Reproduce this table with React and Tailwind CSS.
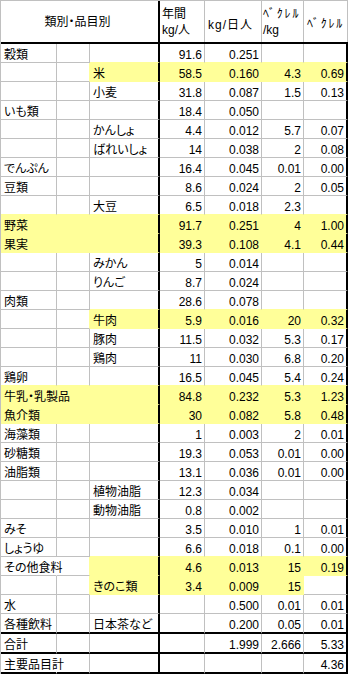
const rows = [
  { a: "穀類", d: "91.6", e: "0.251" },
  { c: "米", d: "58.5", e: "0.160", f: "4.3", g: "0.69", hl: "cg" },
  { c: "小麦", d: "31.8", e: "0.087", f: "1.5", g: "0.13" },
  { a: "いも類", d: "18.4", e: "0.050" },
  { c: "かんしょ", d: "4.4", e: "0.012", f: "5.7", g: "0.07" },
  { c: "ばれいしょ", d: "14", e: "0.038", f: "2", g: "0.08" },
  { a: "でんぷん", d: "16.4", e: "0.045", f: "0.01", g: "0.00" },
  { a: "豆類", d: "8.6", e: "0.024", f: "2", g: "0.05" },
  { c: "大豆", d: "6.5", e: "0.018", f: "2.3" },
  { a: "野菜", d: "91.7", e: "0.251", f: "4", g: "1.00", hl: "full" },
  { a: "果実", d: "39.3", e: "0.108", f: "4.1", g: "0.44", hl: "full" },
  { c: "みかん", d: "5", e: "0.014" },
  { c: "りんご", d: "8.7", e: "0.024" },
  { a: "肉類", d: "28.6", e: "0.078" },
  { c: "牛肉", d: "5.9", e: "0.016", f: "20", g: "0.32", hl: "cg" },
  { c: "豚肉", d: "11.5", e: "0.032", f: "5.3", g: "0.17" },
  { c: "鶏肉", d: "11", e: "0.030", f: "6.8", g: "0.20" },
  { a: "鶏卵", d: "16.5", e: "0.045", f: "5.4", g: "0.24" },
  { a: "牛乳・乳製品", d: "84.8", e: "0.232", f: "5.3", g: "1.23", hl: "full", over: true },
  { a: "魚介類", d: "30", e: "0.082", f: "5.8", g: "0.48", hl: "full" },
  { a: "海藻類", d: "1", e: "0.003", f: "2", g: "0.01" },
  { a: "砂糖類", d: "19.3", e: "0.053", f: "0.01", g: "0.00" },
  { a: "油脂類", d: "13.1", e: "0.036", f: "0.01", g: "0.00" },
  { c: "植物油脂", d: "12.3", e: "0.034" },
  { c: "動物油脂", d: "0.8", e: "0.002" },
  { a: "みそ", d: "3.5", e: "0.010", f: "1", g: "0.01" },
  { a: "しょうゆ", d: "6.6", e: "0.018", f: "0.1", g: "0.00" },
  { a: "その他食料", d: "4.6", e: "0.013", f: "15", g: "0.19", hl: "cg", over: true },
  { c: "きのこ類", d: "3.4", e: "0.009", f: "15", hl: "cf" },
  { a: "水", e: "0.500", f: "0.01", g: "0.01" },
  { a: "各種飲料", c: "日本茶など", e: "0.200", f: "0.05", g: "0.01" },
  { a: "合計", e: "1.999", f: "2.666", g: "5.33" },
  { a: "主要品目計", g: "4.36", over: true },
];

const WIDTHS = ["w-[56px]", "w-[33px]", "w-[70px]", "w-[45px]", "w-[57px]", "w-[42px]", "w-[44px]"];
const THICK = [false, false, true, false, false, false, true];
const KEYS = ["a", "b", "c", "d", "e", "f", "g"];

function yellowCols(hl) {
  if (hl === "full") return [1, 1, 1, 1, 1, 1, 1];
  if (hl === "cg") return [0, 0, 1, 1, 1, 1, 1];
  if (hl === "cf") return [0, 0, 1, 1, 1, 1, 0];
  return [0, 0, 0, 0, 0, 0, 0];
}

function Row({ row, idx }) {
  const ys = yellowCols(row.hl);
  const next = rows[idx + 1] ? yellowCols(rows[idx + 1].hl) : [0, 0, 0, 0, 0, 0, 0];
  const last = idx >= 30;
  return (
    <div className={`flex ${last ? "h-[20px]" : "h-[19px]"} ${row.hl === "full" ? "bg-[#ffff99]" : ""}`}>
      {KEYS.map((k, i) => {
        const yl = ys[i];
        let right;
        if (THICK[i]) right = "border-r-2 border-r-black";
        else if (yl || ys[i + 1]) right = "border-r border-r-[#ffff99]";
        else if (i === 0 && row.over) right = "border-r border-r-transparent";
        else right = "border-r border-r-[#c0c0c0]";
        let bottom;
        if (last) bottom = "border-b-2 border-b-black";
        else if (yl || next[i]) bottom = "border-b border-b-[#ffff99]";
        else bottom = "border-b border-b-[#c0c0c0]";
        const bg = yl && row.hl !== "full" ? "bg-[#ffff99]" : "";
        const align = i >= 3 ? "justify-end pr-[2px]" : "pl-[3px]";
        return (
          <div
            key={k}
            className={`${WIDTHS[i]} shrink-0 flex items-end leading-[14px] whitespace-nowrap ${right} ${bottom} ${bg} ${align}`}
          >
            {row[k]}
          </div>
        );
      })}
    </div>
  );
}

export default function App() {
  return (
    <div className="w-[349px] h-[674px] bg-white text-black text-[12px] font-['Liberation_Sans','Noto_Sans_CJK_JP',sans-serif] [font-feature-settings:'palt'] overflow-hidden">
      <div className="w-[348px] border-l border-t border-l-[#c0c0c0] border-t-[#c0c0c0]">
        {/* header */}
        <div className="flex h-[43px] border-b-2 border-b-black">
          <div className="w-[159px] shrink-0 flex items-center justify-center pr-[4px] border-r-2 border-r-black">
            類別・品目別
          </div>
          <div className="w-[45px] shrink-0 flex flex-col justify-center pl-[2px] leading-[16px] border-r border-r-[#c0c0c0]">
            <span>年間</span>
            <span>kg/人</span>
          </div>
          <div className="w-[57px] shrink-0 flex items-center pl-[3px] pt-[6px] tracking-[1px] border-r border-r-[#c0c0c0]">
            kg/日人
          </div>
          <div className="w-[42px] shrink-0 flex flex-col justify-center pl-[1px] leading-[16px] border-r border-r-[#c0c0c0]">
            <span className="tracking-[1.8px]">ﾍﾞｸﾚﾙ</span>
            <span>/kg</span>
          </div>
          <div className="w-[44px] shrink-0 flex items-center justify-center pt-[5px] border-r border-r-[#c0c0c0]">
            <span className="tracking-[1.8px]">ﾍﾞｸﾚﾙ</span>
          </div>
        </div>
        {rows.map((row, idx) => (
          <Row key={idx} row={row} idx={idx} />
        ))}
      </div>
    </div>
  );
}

_THE EXERCISE_
Omit the pictures and reproduce the listing exactly.

_CORRECT OUTPUT_
Reproduce this table with React and Tailwind CSS.
const rows = [
  { a: "穀類", d: "91.6", e: "0.251" },
  { c: "米", d: "58.5", e: "0.160", f: "4.3", g: "0.69", hl: "cg" },
  { c: "小麦", d: "31.8", e: "0.087", f: "1.5", g: "0.13" },
  { a: "いも類", d: "18.4", e: "0.050" },
  { c: "かんしょ", d: "4.4", e: "0.012", f: "5.7", g: "0.07" },
  { c: "ばれいしょ", d: "14", e: "0.038", f: "2", g: "0.08" },
  { a: "でんぷん", d: "16.4", e: "0.045", f: "0.01", g: "0.00" },
  { a: "豆類", d: "8.6", e: "0.024", f: "2", g: "0.05" },
  { c: "大豆", d: "6.5", e: "0.018", f: "2.3" },
  { a: "野菜", d: "91.7", e: "0.251", f: "4", g: "1.00", hl: "full" },
  { a: "果実", d: "39.3", e: "0.108", f: "4.1", g: "0.44", hl: "full" },
  { c: "みかん", d: "5", e: "0.014" },
  { c: "りんご", d: "8.7", e: "0.024" },
  { a: "肉類", d: "28.6", e: "0.078" },
  { c: "牛肉", d: "5.9", e: "0.016", f: "20", g: "0.32", hl: "cg" },
  { c: "豚肉", d: "11.5", e: "0.032", f: "5.3", g: "0.17" },
  { c: "鶏肉", d: "11", e: "0.030", f: "6.8", g: "0.20" },
  { a: "鶏卵", d: "16.5", e: "0.045", f: "5.4", g: "0.24" },
  { a: "牛乳・乳製品", d: "84.8", e: "0.232", f: "5.3", g: "1.23", hl: "full", over: true },
  { a: "魚介類", d: "30", e: "0.082", f: "5.8", g: "0.48", hl: "full" },
  { a: "海藻類", d: "1", e: "0.003", f: "2", g: "0.01" },
  { a: "砂糖類", d: "19.3", e: "0.053", f: "0.01", g: "0.00" },
  { a: "油脂類", d: "13.1", e: "0.036", f: "0.01", g: "0.00" },
  { c: "植物油脂", d: "12.3", e: "0.034" },
  { c: "動物油脂", d: "0.8", e: "0.002" },
  { a: "みそ", d: "3.5", e: "0.010", f: "1", g: "0.01" },
  { a: "しょうゆ", d: "6.6", e: "0.018", f: "0.1", g: "0.00" },
  { a: "その他食料", d: "4.6", e: "0.013", f: "15", g: "0.19", hl: "cg", over: true },
  { c: "きのこ類", d: "3.4", e: "0.009", f: "15", hl: "cf" },
  { a: "水", e: "0.500", f: "0.01", g: "0.01" },
  { a: "各種飲料", c: "日本茶など", e: "0.200", f: "0.05", g: "0.01" },
  { a: "合計", e: "1.999", f: "2.666", g: "5.33" },
  { a: "主要品目計", g: "4.36", over: true },
];

const WIDTHS = ["w-[56px]", "w-[33px]", "w-[70px]", "w-[45px]", "w-[57px]", "w-[42px]", "w-[44px]"];
const THICK = [false, false, true, false, false, false, true];
const KEYS = ["a", "b", "c", "d", "e", "f", "g"];

function yellowCols(hl) {
  if (hl === "full") return [1, 1, 1, 1, 1, 1, 1];
  if (hl === "cg") return [0, 0, 1, 1, 1, 1, 1];
  if (hl === "cf") return [0, 0, 1, 1, 1, 1, 0];
  return [0, 0, 0, 0, 0, 0, 0];
}

function Row({ row, idx }) {
  const ys = yellowCols(row.hl);
  const next = rows[idx + 1] ? yellowCols(rows[idx + 1].hl) : [0, 0, 0, 0, 0, 0, 0];
  const last = idx >= 30;
  return (
    <div className={`flex ${last ? "h-[20px]" : "h-[19px]"} ${row.hl === "full" ? "bg-[#ffff99]" : ""}`}>
      {KEYS.map((k, i) => {
        const yl = ys[i];
        let right;
        if (THICK[i]) right = "border-r-2 border-r-black";
        else if (yl || ys[i + 1]) right = "border-r border-r-[#ffff99]";
        else if (i === 0 && row.over) right = "border-r border-r-transparent";
        else right = "border-r border-r-[#c0c0c0]";
        let bottom;
        if (last) bottom = "border-b-2 border-b-black";
        else if (yl || next[i]) bottom = "border-b border-b-[#ffff99]";
        else bottom = "border-b border-b-[#c0c0c0]";
        const bg = yl && row.hl !== "full" ? "bg-[#ffff99]" : "";
        const align = i >= 3 ? "justify-end pr-[2px]" : "pl-[3px]";
        return (
          <div
            key={k}
            className={`${WIDTHS[i]} shrink-0 flex items-end leading-[14px] whitespace-nowrap ${right} ${bottom} ${bg} ${align}`}
          >
            {row[k]}
          </div>
        );
      })}
    </div>
  );
}

export default function App() {
  return (
    <div className="w-[349px] h-[674px] bg-white text-black text-[12px] font-['Liberation_Sans','Noto_Sans_CJK_JP',sans-serif] [font-feature-settings:'palt'] overflow-hidden">
      <div className="w-[348px] border-l border-t border-l-[#c0c0c0] border-t-[#c0c0c0]">
        {/* header */}
        <div className="flex h-[43px] border-b-2 border-b-black">
          <div className="w-[159px] shrink-0 flex items-center justify-center pr-[4px] border-r-2 border-r-black">
            類別・品目別
          </div>
          <div className="w-[45px] shrink-0 flex flex-col justify-center pl-[2px] leading-[16px] border-r border-r-[#c0c0c0]">
            <span>年間</span>
            <span>kg/人</span>
          </div>
          <div className="w-[57px] shrink-0 flex items-center pl-[3px] pt-[6px] tracking-[1px] border-r border-r-[#c0c0c0]">
            kg/日人
          </div>
          <div className="w-[42px] shrink-0 flex flex-col justify-center pl-[1px] leading-[16px] border-r border-r-[#c0c0c0]">
            <span className="tracking-[1.8px]">ﾍﾞｸﾚﾙ</span>
            <span>/kg</span>
          </div>
          <div className="w-[44px] shrink-0 flex items-center justify-center pt-[5px] border-r border-r-[#c0c0c0]">
            <span className="tracking-[1.8px]">ﾍﾞｸﾚﾙ</span>
          </div>
        </div>
        {rows.map((row, idx) => (
          <Row key={idx} row={row} idx={idx} />
        ))}
      </div>
    </div>
  );
}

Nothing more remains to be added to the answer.